* START PROVIDED INFORMATION *

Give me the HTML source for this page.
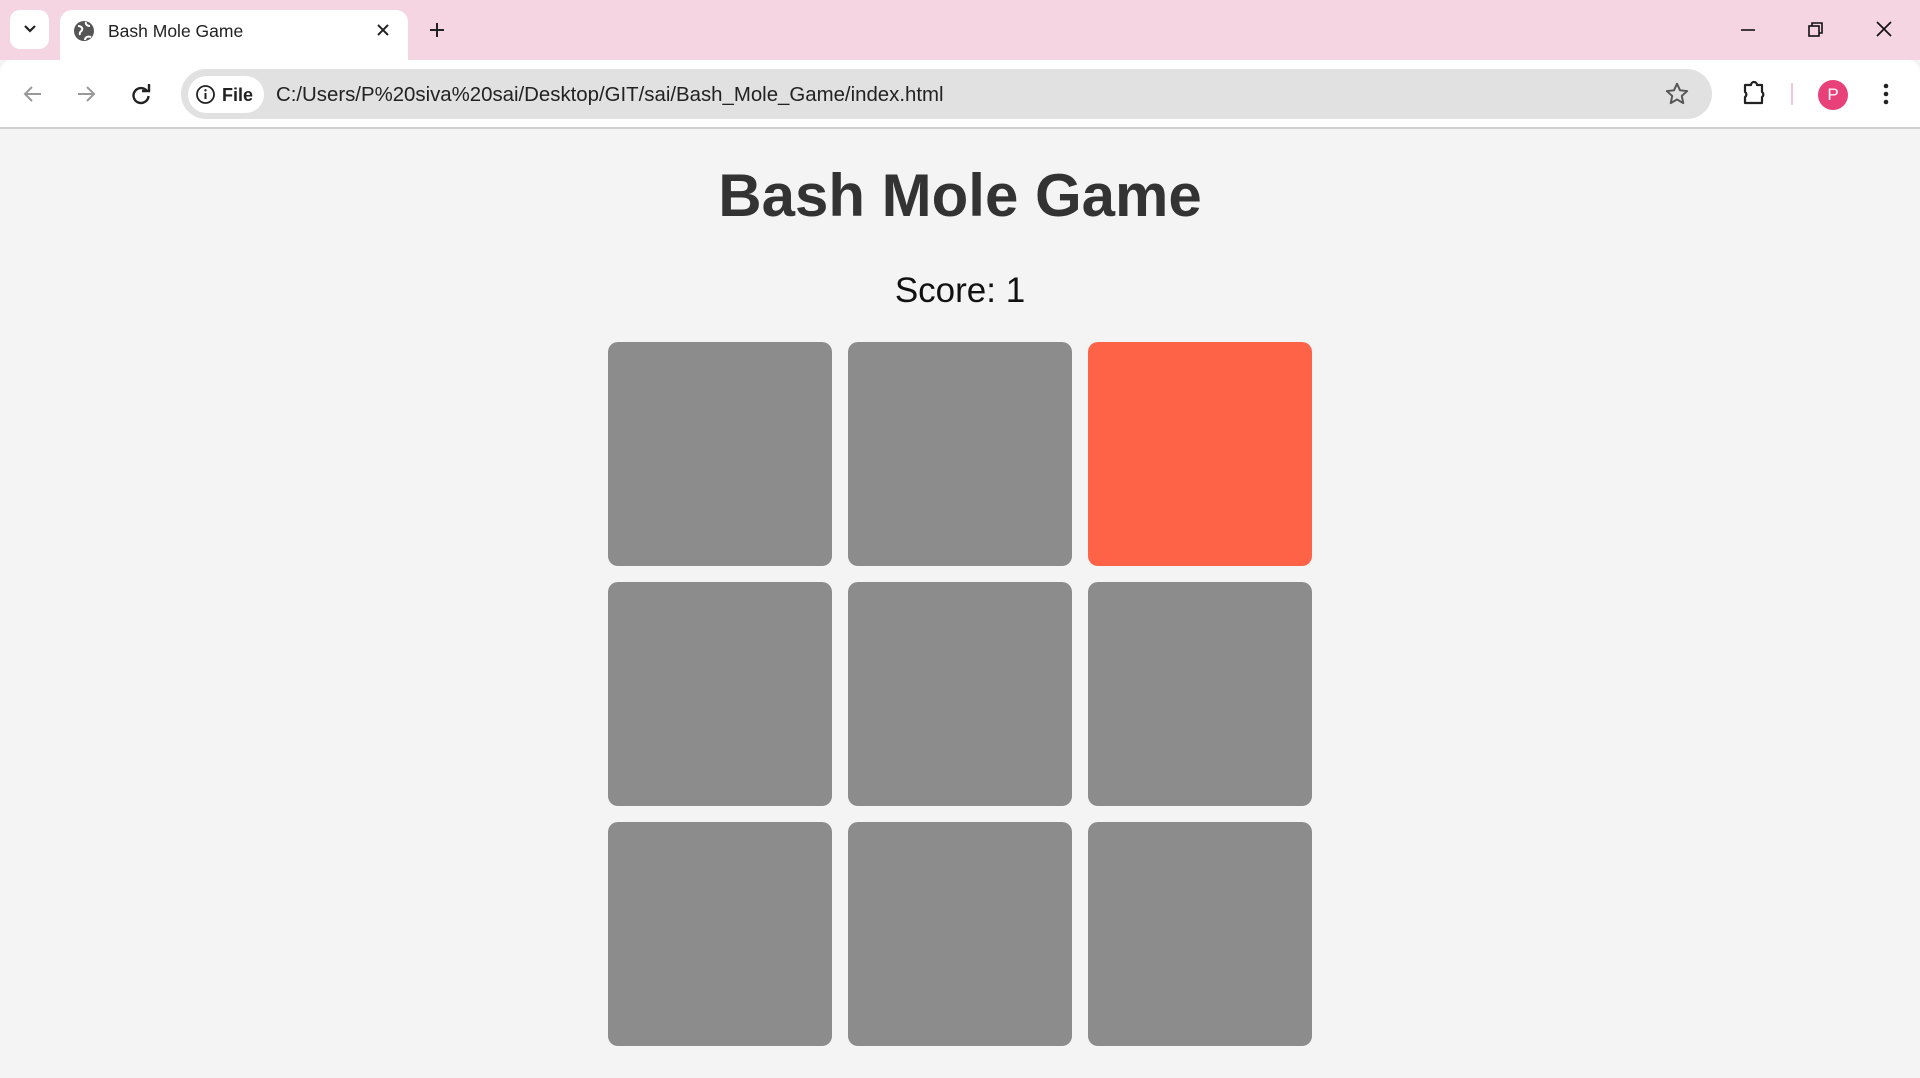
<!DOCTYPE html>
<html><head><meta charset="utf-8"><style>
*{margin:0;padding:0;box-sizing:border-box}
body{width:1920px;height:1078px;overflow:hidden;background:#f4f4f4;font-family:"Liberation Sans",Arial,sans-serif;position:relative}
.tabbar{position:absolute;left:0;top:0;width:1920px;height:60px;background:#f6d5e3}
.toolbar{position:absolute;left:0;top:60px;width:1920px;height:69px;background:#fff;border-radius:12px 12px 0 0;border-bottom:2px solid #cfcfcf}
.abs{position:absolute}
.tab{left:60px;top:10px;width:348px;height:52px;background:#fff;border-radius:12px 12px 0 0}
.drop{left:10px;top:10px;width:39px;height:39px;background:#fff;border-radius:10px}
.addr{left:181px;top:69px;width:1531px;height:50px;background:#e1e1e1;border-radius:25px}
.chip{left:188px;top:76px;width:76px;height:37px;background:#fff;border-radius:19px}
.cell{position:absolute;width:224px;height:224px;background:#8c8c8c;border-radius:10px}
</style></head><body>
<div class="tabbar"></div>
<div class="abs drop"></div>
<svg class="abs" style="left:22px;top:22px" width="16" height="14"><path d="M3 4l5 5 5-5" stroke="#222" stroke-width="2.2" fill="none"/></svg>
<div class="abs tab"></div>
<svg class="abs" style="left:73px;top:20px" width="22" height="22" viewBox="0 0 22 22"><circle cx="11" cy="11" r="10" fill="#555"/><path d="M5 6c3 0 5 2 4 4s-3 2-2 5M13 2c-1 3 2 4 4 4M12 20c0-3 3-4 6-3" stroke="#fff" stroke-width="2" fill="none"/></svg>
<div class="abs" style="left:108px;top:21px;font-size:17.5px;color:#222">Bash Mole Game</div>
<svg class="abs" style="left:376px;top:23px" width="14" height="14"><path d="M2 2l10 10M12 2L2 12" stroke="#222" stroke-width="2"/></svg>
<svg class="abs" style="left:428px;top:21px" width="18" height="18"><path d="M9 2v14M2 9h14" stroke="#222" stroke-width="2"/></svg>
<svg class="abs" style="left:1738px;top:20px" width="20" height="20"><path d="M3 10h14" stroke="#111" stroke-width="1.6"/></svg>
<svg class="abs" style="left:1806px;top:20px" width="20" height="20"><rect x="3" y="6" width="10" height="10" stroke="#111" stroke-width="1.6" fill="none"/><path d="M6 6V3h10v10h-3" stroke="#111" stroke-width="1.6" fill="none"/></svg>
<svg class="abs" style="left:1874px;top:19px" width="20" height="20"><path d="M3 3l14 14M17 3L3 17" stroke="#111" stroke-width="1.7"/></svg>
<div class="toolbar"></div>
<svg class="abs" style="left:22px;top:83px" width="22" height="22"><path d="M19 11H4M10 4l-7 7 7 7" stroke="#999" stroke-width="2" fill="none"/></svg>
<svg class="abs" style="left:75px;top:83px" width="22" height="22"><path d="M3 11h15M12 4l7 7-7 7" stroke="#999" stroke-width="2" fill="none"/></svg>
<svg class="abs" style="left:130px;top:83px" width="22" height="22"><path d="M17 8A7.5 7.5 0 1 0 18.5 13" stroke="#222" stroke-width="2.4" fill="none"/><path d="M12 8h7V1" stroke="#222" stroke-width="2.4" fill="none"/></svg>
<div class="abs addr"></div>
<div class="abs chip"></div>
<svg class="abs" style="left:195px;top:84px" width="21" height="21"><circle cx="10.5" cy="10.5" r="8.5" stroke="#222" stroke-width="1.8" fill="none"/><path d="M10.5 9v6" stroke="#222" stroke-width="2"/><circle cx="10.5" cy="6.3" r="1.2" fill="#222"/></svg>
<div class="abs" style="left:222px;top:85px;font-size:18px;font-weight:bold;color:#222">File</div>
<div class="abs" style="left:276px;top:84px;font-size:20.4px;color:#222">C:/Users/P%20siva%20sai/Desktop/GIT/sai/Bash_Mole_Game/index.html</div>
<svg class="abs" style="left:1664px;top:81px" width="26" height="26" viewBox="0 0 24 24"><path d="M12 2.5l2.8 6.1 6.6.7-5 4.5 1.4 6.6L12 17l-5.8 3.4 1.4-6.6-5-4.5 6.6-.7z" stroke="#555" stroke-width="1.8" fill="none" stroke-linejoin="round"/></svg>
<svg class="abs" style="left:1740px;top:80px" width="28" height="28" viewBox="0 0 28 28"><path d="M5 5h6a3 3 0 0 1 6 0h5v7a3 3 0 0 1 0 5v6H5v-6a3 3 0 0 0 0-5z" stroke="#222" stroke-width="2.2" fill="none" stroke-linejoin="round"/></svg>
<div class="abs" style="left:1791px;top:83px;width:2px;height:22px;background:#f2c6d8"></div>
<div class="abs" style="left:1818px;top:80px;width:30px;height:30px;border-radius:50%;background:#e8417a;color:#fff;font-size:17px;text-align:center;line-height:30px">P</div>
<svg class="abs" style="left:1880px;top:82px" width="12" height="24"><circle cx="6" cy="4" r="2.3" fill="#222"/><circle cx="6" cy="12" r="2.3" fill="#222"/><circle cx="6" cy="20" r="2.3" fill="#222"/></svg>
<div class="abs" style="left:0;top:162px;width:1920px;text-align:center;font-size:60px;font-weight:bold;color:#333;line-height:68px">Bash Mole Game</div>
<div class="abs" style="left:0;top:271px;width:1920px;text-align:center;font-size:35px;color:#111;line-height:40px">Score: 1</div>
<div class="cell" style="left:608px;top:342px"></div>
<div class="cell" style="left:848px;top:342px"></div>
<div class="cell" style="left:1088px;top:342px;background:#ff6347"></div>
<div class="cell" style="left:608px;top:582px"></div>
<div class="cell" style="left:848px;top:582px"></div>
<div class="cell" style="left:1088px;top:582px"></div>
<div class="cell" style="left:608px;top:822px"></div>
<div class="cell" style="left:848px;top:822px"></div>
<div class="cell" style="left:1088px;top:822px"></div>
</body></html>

* END PROVIDED INFORMATION *
* START PROVIDED INFORMATION *

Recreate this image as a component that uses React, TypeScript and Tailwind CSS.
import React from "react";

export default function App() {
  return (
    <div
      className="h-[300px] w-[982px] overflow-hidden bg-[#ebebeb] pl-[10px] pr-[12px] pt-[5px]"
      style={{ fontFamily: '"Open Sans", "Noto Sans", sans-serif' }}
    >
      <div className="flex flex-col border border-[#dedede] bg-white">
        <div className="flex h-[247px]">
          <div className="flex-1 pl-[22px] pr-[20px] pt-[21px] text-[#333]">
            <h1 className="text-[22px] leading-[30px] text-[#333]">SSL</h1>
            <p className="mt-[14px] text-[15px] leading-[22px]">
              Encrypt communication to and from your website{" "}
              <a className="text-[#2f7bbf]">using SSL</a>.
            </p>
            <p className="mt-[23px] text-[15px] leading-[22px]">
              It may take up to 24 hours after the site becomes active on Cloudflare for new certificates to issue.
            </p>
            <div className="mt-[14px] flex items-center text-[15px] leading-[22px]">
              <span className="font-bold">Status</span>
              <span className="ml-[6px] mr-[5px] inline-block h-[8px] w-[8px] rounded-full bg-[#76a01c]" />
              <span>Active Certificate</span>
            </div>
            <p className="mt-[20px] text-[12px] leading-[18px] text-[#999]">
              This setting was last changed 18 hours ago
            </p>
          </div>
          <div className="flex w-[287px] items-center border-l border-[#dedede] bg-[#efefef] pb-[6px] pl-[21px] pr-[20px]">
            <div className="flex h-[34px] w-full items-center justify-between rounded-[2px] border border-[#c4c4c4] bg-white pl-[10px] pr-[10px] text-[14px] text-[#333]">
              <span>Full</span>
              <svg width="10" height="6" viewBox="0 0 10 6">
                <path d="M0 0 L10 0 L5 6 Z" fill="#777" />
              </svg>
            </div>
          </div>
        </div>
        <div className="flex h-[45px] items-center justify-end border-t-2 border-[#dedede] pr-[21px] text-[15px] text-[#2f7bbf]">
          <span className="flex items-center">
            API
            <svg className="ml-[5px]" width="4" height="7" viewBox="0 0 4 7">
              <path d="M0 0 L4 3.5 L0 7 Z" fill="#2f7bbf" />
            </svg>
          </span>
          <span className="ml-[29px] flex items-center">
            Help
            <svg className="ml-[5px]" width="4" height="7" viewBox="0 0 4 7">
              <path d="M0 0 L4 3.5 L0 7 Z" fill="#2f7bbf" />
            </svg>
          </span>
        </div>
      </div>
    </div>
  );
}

* END PROVIDED INFORMATION *

GIVEN REQUEST
Print exactly the run of lines that starts at the line with "Recreate this image" and ends at the line with "import React from". Leave out every other line.

RESPONSE FOR THIS EXERCISE
Recreate this image as a component that uses React, TypeScript and Tailwind CSS.
import React from "react";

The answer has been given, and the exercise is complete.